→ **DIRECTIVE**:
Read through the data and report every line in which the word "React" occurs.
======== DATA PROVIDED
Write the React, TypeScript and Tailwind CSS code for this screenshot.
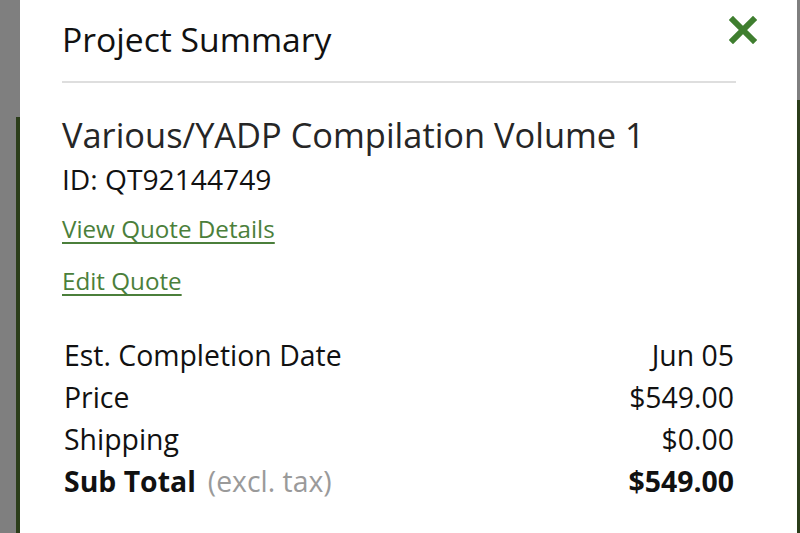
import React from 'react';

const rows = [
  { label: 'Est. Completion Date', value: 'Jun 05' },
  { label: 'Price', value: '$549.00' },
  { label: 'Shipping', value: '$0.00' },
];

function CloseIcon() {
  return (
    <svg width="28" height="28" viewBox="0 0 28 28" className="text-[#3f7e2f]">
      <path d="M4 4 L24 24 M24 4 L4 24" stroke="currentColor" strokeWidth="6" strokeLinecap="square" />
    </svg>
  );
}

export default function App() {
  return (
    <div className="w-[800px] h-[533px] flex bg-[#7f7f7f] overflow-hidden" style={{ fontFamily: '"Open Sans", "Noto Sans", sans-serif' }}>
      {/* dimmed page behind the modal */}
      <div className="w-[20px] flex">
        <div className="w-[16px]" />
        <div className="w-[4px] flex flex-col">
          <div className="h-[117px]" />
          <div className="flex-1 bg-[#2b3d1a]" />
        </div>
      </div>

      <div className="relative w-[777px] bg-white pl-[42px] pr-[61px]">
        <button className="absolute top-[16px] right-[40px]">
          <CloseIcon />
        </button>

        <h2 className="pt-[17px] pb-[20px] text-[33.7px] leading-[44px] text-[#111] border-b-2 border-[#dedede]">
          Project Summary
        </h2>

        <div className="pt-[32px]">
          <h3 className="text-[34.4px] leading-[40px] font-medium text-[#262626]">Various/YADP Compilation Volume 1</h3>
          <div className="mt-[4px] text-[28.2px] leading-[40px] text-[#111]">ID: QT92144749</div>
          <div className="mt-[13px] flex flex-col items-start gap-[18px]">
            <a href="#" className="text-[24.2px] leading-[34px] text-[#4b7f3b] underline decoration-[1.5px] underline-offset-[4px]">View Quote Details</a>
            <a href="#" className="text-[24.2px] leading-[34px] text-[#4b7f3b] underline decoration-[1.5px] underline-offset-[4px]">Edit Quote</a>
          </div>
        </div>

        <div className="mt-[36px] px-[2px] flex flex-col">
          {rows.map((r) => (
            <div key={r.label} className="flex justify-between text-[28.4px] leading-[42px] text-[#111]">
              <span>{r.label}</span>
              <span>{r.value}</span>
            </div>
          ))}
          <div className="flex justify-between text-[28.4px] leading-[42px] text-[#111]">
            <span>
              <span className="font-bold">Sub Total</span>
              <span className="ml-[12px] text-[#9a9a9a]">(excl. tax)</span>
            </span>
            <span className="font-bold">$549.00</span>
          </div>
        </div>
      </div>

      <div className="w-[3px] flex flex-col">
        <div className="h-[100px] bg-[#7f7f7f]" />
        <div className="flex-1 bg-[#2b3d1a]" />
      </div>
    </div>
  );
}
================
======== DATA PROVIDED
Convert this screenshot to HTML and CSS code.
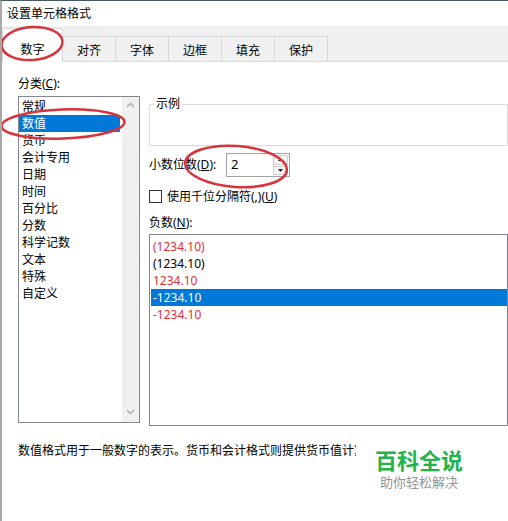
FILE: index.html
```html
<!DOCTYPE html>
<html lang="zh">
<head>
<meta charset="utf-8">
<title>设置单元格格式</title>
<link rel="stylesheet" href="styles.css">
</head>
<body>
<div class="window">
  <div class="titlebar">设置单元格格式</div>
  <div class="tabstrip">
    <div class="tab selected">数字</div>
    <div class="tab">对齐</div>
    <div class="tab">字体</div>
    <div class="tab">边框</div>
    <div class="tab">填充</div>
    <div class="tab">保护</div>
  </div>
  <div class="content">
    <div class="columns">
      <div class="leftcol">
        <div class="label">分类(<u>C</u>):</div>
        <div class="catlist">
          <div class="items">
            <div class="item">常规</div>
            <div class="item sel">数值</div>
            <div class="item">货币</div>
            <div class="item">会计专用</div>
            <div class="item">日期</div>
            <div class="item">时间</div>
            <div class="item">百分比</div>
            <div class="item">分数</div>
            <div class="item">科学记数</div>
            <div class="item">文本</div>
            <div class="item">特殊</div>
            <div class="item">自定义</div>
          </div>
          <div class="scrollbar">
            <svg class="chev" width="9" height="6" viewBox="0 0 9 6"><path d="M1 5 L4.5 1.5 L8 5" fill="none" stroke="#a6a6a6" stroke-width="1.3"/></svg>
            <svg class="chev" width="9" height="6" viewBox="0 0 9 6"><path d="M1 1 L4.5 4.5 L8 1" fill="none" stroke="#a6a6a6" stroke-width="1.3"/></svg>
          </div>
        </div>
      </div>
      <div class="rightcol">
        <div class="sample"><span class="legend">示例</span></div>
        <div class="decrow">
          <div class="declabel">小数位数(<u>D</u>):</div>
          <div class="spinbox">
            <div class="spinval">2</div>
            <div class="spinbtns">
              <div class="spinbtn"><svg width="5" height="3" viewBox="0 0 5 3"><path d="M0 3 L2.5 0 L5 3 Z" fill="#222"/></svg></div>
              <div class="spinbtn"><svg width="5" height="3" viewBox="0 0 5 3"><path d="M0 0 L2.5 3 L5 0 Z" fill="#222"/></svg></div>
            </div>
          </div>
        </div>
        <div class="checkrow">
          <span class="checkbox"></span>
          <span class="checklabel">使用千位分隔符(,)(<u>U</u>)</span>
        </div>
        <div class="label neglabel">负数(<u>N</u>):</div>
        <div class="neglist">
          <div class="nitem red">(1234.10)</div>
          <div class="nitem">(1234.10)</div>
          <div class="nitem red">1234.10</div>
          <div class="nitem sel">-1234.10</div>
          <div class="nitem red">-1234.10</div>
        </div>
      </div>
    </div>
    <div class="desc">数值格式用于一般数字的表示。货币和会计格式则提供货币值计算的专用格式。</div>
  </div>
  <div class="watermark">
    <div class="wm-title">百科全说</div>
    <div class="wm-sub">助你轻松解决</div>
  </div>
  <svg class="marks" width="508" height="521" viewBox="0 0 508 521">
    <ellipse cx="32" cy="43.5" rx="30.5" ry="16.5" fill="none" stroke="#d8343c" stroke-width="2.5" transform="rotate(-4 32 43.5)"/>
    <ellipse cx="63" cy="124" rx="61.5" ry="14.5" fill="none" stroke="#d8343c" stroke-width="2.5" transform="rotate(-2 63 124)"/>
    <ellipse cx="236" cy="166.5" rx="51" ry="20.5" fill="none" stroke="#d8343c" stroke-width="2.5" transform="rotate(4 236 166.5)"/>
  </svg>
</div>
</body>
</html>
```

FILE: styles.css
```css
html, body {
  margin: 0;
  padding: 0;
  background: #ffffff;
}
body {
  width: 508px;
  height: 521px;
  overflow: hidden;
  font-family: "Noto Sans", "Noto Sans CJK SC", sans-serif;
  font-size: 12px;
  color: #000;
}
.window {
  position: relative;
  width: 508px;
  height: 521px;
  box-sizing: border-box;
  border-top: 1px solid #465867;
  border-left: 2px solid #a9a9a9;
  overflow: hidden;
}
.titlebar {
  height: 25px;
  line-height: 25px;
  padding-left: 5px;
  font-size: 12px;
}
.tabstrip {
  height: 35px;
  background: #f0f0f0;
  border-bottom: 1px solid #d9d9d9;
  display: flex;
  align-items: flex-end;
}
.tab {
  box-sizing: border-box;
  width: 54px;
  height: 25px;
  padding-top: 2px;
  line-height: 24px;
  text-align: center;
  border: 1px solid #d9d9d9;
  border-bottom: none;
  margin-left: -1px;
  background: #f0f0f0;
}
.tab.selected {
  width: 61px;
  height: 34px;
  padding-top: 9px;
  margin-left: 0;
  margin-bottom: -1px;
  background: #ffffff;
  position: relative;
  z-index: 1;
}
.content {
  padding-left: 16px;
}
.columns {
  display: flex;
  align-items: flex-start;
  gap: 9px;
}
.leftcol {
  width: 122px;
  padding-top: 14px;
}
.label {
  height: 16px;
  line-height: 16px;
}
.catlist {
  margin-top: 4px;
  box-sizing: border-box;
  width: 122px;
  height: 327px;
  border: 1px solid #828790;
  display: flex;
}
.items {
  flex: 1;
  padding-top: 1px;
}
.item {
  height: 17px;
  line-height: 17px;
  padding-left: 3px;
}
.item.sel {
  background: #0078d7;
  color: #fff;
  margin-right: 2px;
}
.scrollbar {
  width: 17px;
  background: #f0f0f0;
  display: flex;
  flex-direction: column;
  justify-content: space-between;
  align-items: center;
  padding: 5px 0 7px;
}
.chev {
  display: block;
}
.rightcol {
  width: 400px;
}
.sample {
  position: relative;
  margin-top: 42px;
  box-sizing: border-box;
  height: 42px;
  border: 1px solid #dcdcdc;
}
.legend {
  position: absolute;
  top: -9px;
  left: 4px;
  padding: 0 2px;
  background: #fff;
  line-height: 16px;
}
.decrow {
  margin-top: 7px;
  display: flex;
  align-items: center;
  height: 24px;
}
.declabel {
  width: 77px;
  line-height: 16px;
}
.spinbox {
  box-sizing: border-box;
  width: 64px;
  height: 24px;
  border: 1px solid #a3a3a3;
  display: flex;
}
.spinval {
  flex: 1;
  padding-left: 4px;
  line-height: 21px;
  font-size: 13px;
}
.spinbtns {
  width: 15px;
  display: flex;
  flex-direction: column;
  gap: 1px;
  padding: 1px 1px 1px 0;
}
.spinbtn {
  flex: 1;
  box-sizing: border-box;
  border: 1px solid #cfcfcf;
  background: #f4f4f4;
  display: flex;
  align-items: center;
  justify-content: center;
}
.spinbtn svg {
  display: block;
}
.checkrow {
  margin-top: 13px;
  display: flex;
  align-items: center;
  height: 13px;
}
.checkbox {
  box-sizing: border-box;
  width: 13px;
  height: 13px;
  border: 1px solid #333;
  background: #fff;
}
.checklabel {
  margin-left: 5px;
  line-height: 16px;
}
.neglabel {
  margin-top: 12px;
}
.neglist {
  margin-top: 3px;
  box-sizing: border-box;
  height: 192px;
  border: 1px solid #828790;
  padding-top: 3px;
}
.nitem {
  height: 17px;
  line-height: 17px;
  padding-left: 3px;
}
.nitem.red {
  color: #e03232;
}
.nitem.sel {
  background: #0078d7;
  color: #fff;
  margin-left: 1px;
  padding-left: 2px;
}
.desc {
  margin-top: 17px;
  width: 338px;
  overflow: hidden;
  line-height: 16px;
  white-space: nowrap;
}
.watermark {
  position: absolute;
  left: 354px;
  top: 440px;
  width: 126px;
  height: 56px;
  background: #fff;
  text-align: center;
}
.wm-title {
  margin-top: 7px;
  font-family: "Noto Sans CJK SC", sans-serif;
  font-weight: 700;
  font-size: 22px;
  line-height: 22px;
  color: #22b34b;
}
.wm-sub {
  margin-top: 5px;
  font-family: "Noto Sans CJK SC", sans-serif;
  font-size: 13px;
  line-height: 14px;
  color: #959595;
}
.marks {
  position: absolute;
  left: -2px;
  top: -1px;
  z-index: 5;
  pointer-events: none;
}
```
================
→ **REPLY**:
Write the React, TypeScript and Tailwind CSS code for this screenshot.
import React from 'react';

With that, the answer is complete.